How to Prepare for a Sales Job Interview

Table of Contents

  1. Introduction
  2. The Foundation: Mindset and Objectives
  3. Before the Interview: Research and Materials
  4. Crafting Your Narrative: The 90-Second Walk-Through
  5. Demonstrating Sales Skills in the Interview
  6. Practice With Purpose: Rehearsal That Builds Muscle Memory
  7. Day-Of Execution: Logistics, Presence, and Performance
  8. Answering Tough Questions: Structure and Examples
  9. Selling Yourself Across Borders: Global Mobility and Cross-Cultural Selling
  10. Interviewer Questions You Should Ask (and Why)
  11. Follow-Up: The Subtle Art of Persistence
  12. Negotiation and Offer Strategy
  13. Common Mistakes and How to Avoid Them
  14. Two Practice Lists (Key Quick-Reference Tools)
  15. When You Want a Personalized Roadmap
  16. Conclusion
  17. FAQ

Introduction

Landing a sales interview is proof you’ve done something right on paper. Turning that opportunity into an offer requires a different skill set: deliberate preparation that demonstrates you sell not only to customers, but to hiring managers. Many ambitious professionals feel stuck or uncertain at this stage—wanting the clarity and confidence to present themselves as the solution. Preparing for a sales job interview is part strategy, part story, and part practice.

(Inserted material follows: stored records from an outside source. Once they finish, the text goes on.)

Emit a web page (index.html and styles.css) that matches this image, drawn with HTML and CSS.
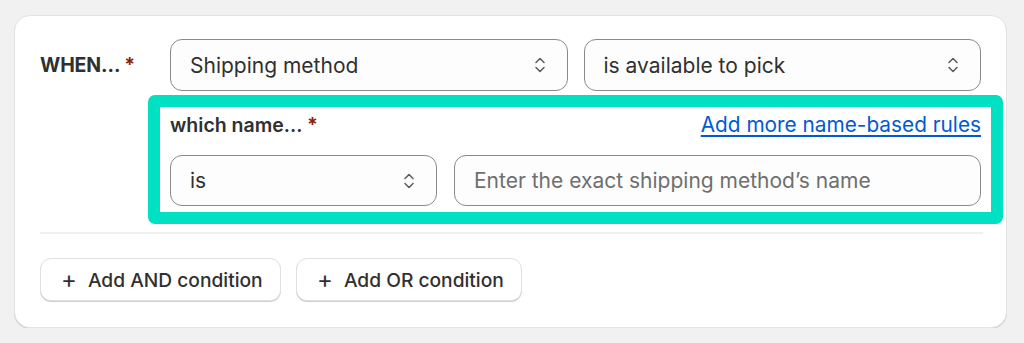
FILE: index.html
```html
<!DOCTYPE html>
<html>
<head>
<meta charset="utf-8">
<link rel="stylesheet" href="styles.css">
</head>
<body>
<div class="card">
  <div class="when-row">
    <div class="when-label">WHEN... <span class="req">*</span></div>
    <div class="when-body">
      <div class="selects">
        <div class="select"><span>Shipping method</span>
          <svg class="chev" viewBox="0 0 12 20" width="12" height="20"><path d="M2 7.5 6 3.5 10 7.5M2 12.5 6 16.5 10 12.5" fill="none" stroke="#5a5a5a" stroke-width="1.5" stroke-linecap="round" stroke-linejoin="round"/></svg>
        </div>
        <div class="select"><span>is available to pick</span>
          <svg class="chev" viewBox="0 0 12 20" width="12" height="20"><path d="M2 7.5 6 3.5 10 7.5M2 12.5 6 16.5 10 12.5" fill="none" stroke="#5a5a5a" stroke-width="1.5" stroke-linecap="round" stroke-linejoin="round"/></svg>
        </div>
      </div>
      <div class="sub">
        <div class="sub-head">
          <div class="sub-label">which name... <span class="req">*</span></div>
          <a class="link" href="#">Add more name-based rules</a>
        </div>
        <div class="sub-row">
          <div class="select small"><span>is</span>
            <svg class="chev" viewBox="0 0 12 20" width="12" height="20"><path d="M2 7.5 6 3.5 10 7.5M2 12.5 6 16.5 10 12.5" fill="none" stroke="#5a5a5a" stroke-width="1.5" stroke-linecap="round" stroke-linejoin="round"/></svg>
          </div>
          <div class="input">Enter the exact shipping method’s name</div>
        </div>
      </div>
    </div>
  </div>
  <div class="divider"></div>
  <div class="actions">
    <button class="btn"><span class="plus">+</span>Add AND condition</button>
    <button class="btn"><span class="plus">+</span>Add OR condition</button>
  </div>
</div>
</body>
</html>
```

FILE: styles.css
```css
* { box-sizing: border-box; }
html, body { margin: 0; padding: 0; }
body {
  background: #f1f1f1;
  font-family: Inter, "Noto Sans", sans-serif;
  color: #303030;
  padding: 15px 17px 0 14px;
}
.card {
  background: #fff;
  border: 1px solid #e3e3e3;
  border-radius: 16px;
  box-shadow: 0 1px 0 #d0d0d0;
  padding: 23px 25px 25px 25px;
  height: 313px;
}
.when-row {
  display: flex;
}
.when-label {
  width: 130px;
  flex: none;
  font-weight: 700;
  font-size: 19.5px;
  line-height: 52px;
  color: #303030;
  letter-spacing: -0.1px;
}
.req { color: #8e1f0b; font-weight: 700; }
.when-body { flex: 1; }
.selects {
  display: flex;
  gap: 16px;
}
.select, .input {
  flex: 1;
  height: 52px;
  border: 1px solid #8a8a8a;
  border-radius: 12px;
  background: #fdfdfd;
  display: flex;
  align-items: center;
  justify-content: space-between;
  padding: 0 21px 0 19px;
  font-size: 21px;
  color: #303030;
}
.chev { flex: none; }
.sub {
  margin: 4px -22px 0 -22px;
  border: 12px solid #00e1c4;
  border-radius: 7px;
  padding: 1px 10px 6px 10px;
}
.sub-head {
  display: flex;
  justify-content: space-between;
  align-items: center;
  height: 33px;
  margin-bottom: 14px;
}
.sub-label {
  font-size: 19.5px;
  font-weight: 600;
  color: #303030;
}
.link {
  color: #005bd3;
  font-size: 20.8px;
  text-decoration: underline;
  text-underline-offset: 3px;
}
.sub-row {
  display: flex;
  gap: 17px;
}
.select.small {
  flex: none;
  width: 267px;
  height: 51px;
}
.input {
  height: 51px;
  color: #6f6f6f;
}
.divider {
  height: 2px;
  background: #efefef;
  margin: 8px -2px 0 0;
}
.actions {
  display: flex;
  gap: 15px;
  margin-top: 24px;
}
.btn {
  font-family: inherit;
  height: 43px;
  width: 241px;
  border: 1px solid #e1e1e1;
  border-radius: 11px;
  background: #fff;
  box-shadow: 0 1px 0 #cfcfcf;
  font-size: 19.2px;
  font-weight: 500;
  color: #303030;
  padding: 0 0 0 20px;
  display: flex;
  align-items: center;
}
.btn + .btn { width: 226px; }
.plus {
  font-size: 24px;
  font-weight: 400;
  margin-right: 11px;
  line-height: 1;
}
```
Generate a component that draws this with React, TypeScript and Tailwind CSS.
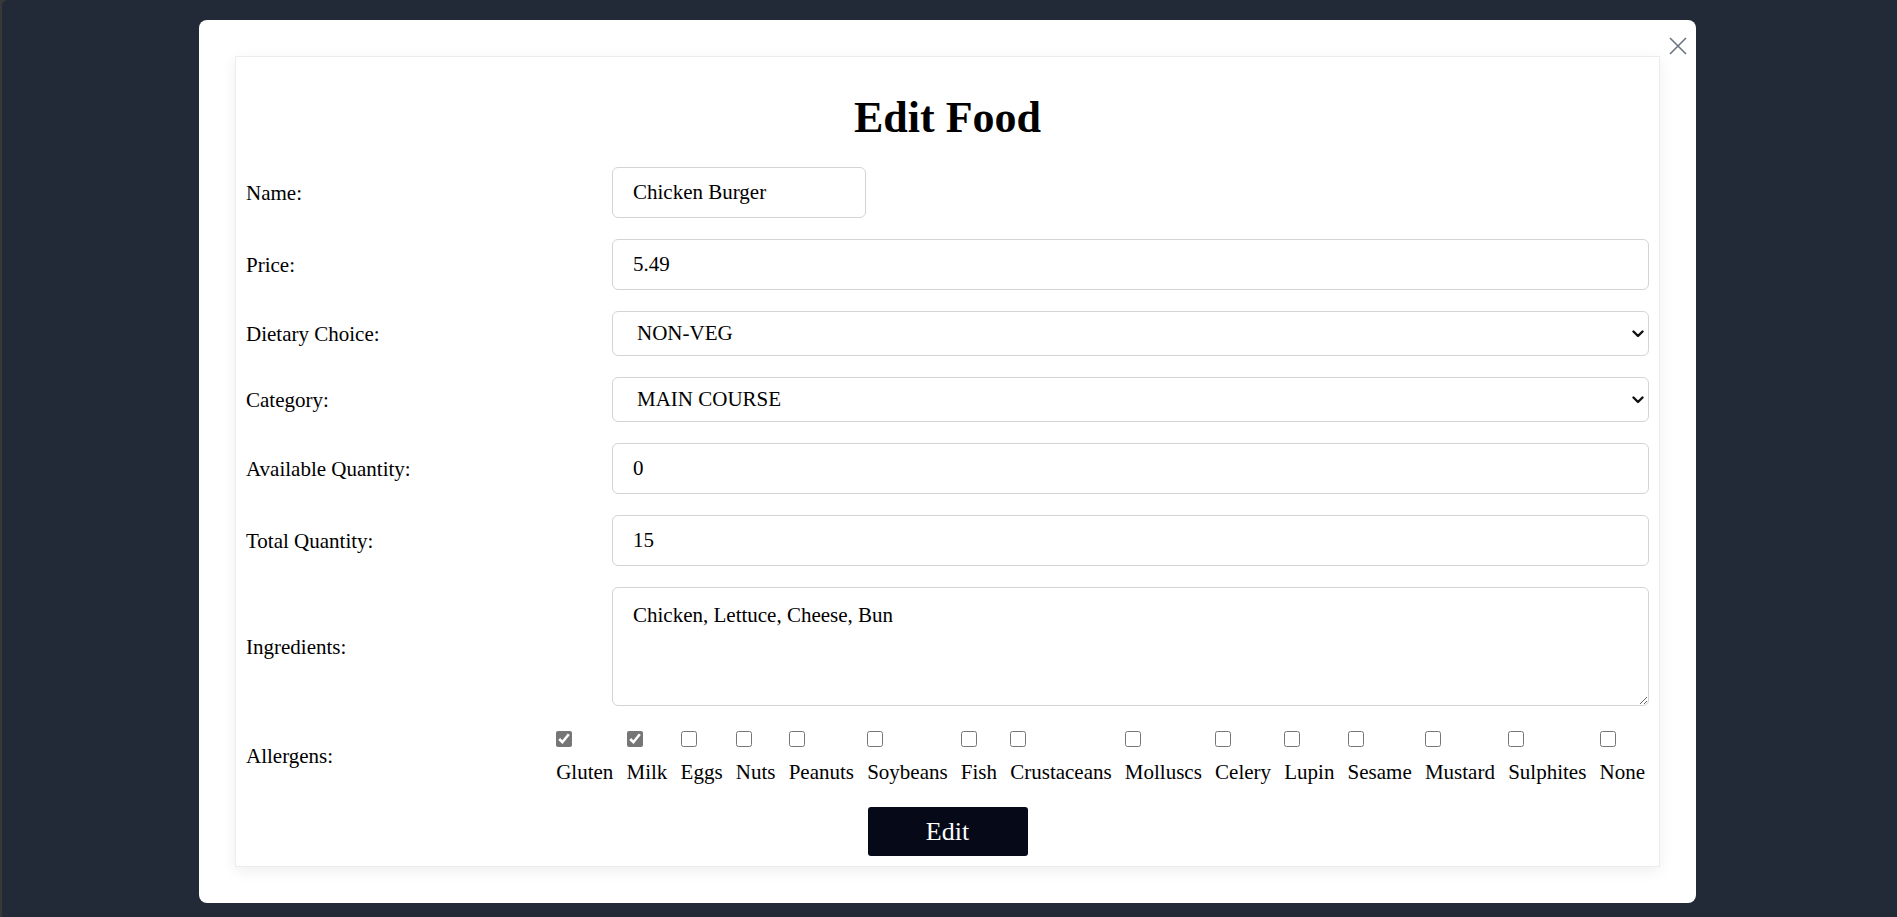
import * as React from "react";

const allergens = [
  { name: "Gluten", checked: true },
  { name: "Milk", checked: true },
  { name: "Eggs", checked: false },
  { name: "Nuts", checked: false },
  { name: "Peanuts", checked: false },
  { name: "Soybeans", checked: false },
  { name: "Fish", checked: false },
  { name: "Crustaceans", checked: false },
  { name: "Molluscs", checked: false },
  { name: "Celery", checked: false },
  { name: "Lupin", checked: false },
  { name: "Sesame", checked: false },
  { name: "Mustard", checked: false },
  { name: "Sulphites", checked: false },
  { name: "None", checked: false },
];

function Row({ label, children }: { label: string; children: React.ReactNode }) {
  return (
    <div className="mb-[21px] flex items-center">
      <label className="w-[366px] shrink-0 pt-[2px]">{label}</label>
      {children}
    </div>
  );
}

const inputCls =
  "h-[51px] rounded-md border border-[#d4d4d8] bg-white px-5 text-black outline-none";

function Select({
  value,
  options,
  onChange,
}: {
  value: string;
  options: string[];
  onChange: (v: string) => void;
}) {
  return (
    <div className="relative w-full">
      <select
        className="h-[45px] w-full appearance-none rounded-md border border-[#d4d4d8] bg-white pl-[24px] pr-8 text-black outline-none"
        value={value}
        onChange={(e) => onChange(e.target.value)}
      >
        {options.map((o) => (
          <option key={o}>{o}</option>
        ))}
      </select>
      {/* dropdown chevron */}
      <svg
        className="pointer-events-none absolute right-[5px] top-1/2 -translate-y-1/2"
        width="12"
        height="8"
        viewBox="0 0 12 8"
        fill="none"
        stroke="#111"
        strokeWidth="2.4"
        strokeLinecap="round"
        strokeLinejoin="round"
      >
        <path d="M1.5 1.5 L6 6 L10.5 1.5" />
      </svg>
    </div>
  );
}

export default function App() {
  const [name, setName] = React.useState("Chicken Burger");
  const [price, setPrice] = React.useState("5.49");
  const [diet, setDiet] = React.useState("NON-VEG");
  const [category, setCategory] = React.useState("MAIN COURSE");
  const [available, setAvailable] = React.useState("0");
  const [total, setTotal] = React.useState("15");
  const [ingredients, setIngredients] = React.useState("Chicken, Lettuce, Cheese, Bun");
  const [checked, setChecked] = React.useState<Record<string, boolean>>(
    Object.fromEntries(allergens.map((a) => [a.name, a.checked]))
  );

  return (
    <div className="min-h-screen w-full bg-[#383838] pl-[2px] font-['Liberation_Serif','Times_New_Roman',serif] text-[21px] text-black">
      <div className="min-h-[917px] rounded-tl-[6px] bg-[#222a38] pl-[197px] pt-[20px]">
        <div className="relative h-fit w-[1497px] rounded-lg bg-white p-9">
          <button className="absolute right-[9px] top-[17px] text-[#6b7280]" aria-label="Close">
            <svg width="18" height="18" viewBox="0 0 18 18" fill="none" stroke="currentColor" strokeWidth="1.6">
              <path d="M1 1 L17 17 M17 1 L1 17" />
            </svg>
          </button>

          <form
            className="border border-[#ececec] p-[10px] shadow-[0_4px_14px_rgba(0,0,0,0.07)]"
            onSubmit={(e) => e.preventDefault()}
          >
            <h1 className="mb-[25px] mt-[26px] text-center text-[44px] font-bold leading-[49px]">Edit Food</h1>

            <Row label="Name:">
              <input className={`${inputCls} w-[254px]`} value={name} onChange={(e) => setName(e.target.value)} />
            </Row>
            <Row label="Price:">
              <input className={`${inputCls} w-full`} value={price} onChange={(e) => setPrice(e.target.value)} />
            </Row>
            <Row label="Dietary Choice:">
              <Select value={diet} options={["VEG", "NON-VEG", "VEGAN"]} onChange={setDiet} />
            </Row>
            <Row label="Category:">
              <Select
                value={category}
                options={["STARTER", "MAIN COURSE", "DESSERT", "DRINKS"]}
                onChange={setCategory}
              />
            </Row>
            <Row label="Available Quantity:">
              <input className={`${inputCls} w-full`} value={available} onChange={(e) => setAvailable(e.target.value)} />
            </Row>
            <Row label="Total Quantity:">
              <input className={`${inputCls} w-full`} value={total} onChange={(e) => setTotal(e.target.value)} />
            </Row>
            <Row label="Ingredients:">
              <textarea
                className="h-[119px] w-full rounded-md border border-[#d4d4d8] bg-white px-5 py-3 text-black outline-none"
                value={ingredients}
                onChange={(e) => setIngredients(e.target.value)}
              />
            </Row>

            <div className="flex items-center justify-between">
              <label className="pt-[2px]">Allergens:</label>
              <div className="flex gap-[13.2px] pr-[4px]">
                {allergens.map((a) => (
                  <label key={a.name} className="flex flex-col items-start gap-[13px] pt-[4px]">
                    <input
                      type="checkbox"
                      className="m-0 h-4 w-4 accent-[#767676]"
                      checked={checked[a.name]}
                      onChange={(e) => setChecked({ ...checked, [a.name]: e.target.checked })}
                    />
                    <span className="leading-[24px]">{a.name}</span>
                  </label>
                ))}
              </div>
            </div>

            <div className="mt-[23px] flex justify-center">
              <button type="submit" className="h-[49px] w-[160px] rounded-[3px] bg-[#060a18] text-[26px] text-white">
                Edit
              </button>
            </div>
          </form>
        </div>
      </div>
    </div>
  );
}
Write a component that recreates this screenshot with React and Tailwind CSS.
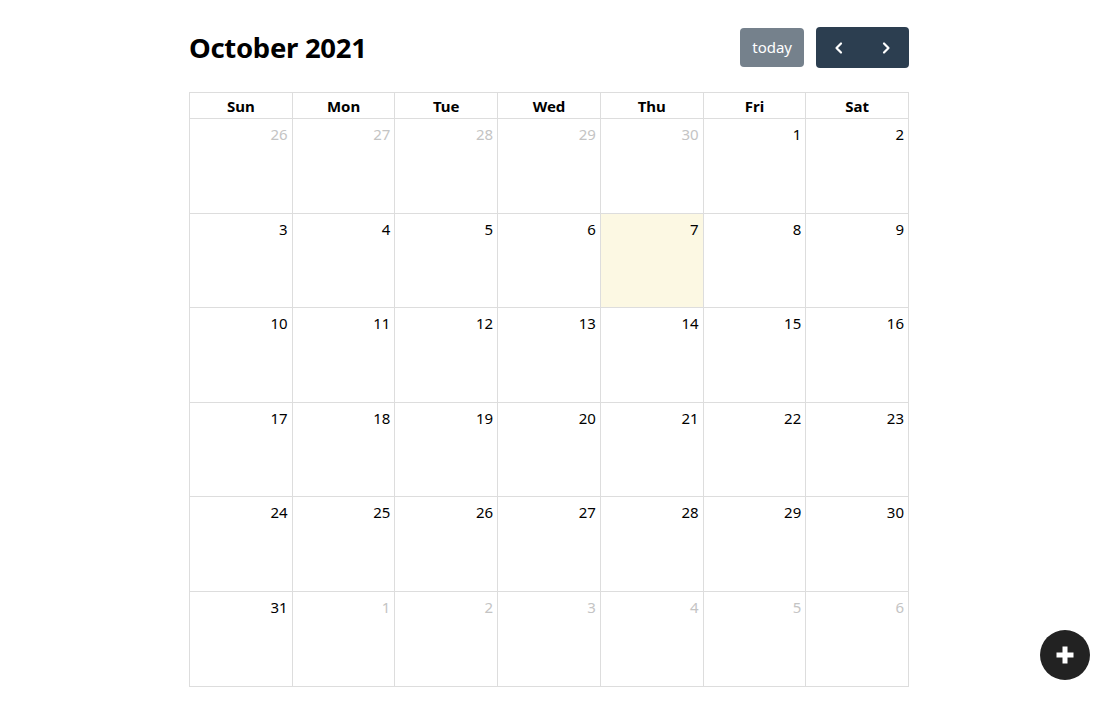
import React from 'react';

const days = ['Sun', 'Mon', 'Tue', 'Wed', 'Thu', 'Fri', 'Sat'];

// six weeks of October 2021, starting Sun Sep 26
const weeks = [];
for (let w = 0; w < 6; w++) {
    const row = [];
    for (let d = 0; d < 7; d++) {
        const n = w * 7 + d - 4; // Oct 1 is a Friday
        if (n < 1) row.push({ day: 30 + n, other: true });
        else if (n > 31) row.push({ day: n - 31, other: true });
        else row.push({ day: n, other: false, today: n === 7 });
    }
    weeks.push(row);
}

export default function App() {
    return (
        <div className="min-h-[719px] bg-white pt-[27px]" style={{ fontFamily: '"Noto Sans", "Open Sans", sans-serif' }}>
            <div className="w-[720px] ml-[189px]">
                <div className="flex items-center justify-between h-[41px] mb-[24px]">
                    <h2 className="text-[27.5px] font-bold text-black leading-none tracking-[-0.3px]">October 2021</h2>
                    <div className="flex items-center">
                        <button className="h-[39px] px-[12px] rounded-[4px] bg-[#2c3e50] opacity-65 text-white text-[15px] mr-[12px]">today</button>
                        <div className="flex h-[41px] rounded-[4px] bg-[#2c3e50] overflow-hidden">
                            <button className="w-[46px] flex items-center justify-center text-white">
                                <svg width="14" height="14" viewBox="0 0 14 14" fill="none" stroke="currentColor" strokeWidth="2.2" strokeLinecap="round" strokeLinejoin="round"><path d="M9 2.5 4.5 7 9 11.5" /></svg>
                            </button>
                            <button className="w-[47px] flex items-center justify-center text-white">
                                <svg width="14" height="14" viewBox="0 0 14 14" fill="none" stroke="currentColor" strokeWidth="2.2" strokeLinecap="round" strokeLinejoin="round"><path d="M5 2.5 9.5 7 5 11.5" /></svg>
                            </button>
                        </div>
                    </div>
                </div>

                <div className="border-l border-t border-[#ddd]">
                    <div className="grid grid-cols-7">
                        {days.map((d) => (
                            <div key={d} className="h-[26px] pt-[1px] border-r border-b border-[#ddd] flex items-center justify-center text-[15px] font-bold text-black">{d}</div>
                        ))}
                    </div>
                    {weeks.map((row, i) => (
                        <div key={i} className="grid grid-cols-7">
                            {row.map((c, j) => (
                                <div
                                    key={j}
                                    className={`h-[94.6px] border-r border-b border-[#ddd] flex justify-end px-[4px] pt-[4px] text-[15px] leading-[22px] ${c.today ? 'bg-[#fcf8e3]' : ''} ${c.other ? 'text-[#c4c4c4]' : 'text-black'}`}
                                >
                                    {c.day}
                                </div>
                            ))}
                        </div>
                    ))}
                </div>
            </div>

            <button className="fixed right-[10px] bottom-[39px] w-[50px] h-[50px] rounded-full bg-[#222] flex items-center justify-center">
                <svg width="20" height="20" viewBox="0 0 20 20" fill="white"><path d="M7.5 1.5h5v6h6v5h-6v6h-5v-6h-6v-5h6z" /></svg>
            </button>
        </div>
    );
}
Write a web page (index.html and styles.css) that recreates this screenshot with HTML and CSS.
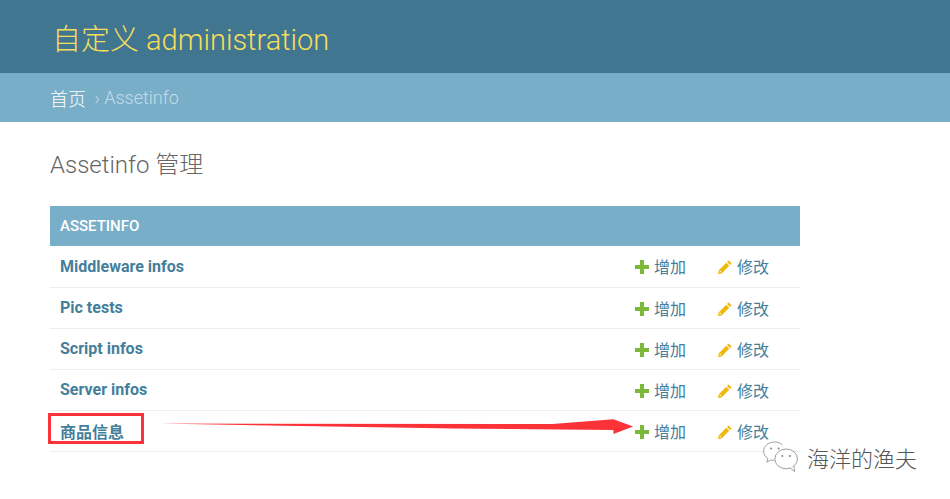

Short answer: Preparation for a sales interview is a mix of targeted research, a concise performance narrative, and rehearsal of live-selling skills. You must demonstrate product and market understanding, an organized sales process you can execute, measurable results that prove impact, and cultural fit—while showing resilience and coachability. This post walks you through the full roadmap to prepare with precision, practice real interview scenarios, defend your numbers, and position your international experience or mobility as an advantage.

Purpose: This article gives you a practical, step-by-step roadmap to prepare for every stage of a sales interview: before the meeting, during the interview, and after the meeting. You’ll get research frameworks, ways to craft and deliver short, persuasive answers, scripts and talk tracks you can adapt, plus guidance on negotiating offers and presenting global mobility as a career asset. Where you want one-to-one help building a focused strategy, you can book a free discovery call to map a personalized plan.

Main message: Treat a sales interview like a sales engagement—research, qualify, present value, handle objections, and close—then reinforce that process with polished evidence and practiced delivery to convert interest into an offer.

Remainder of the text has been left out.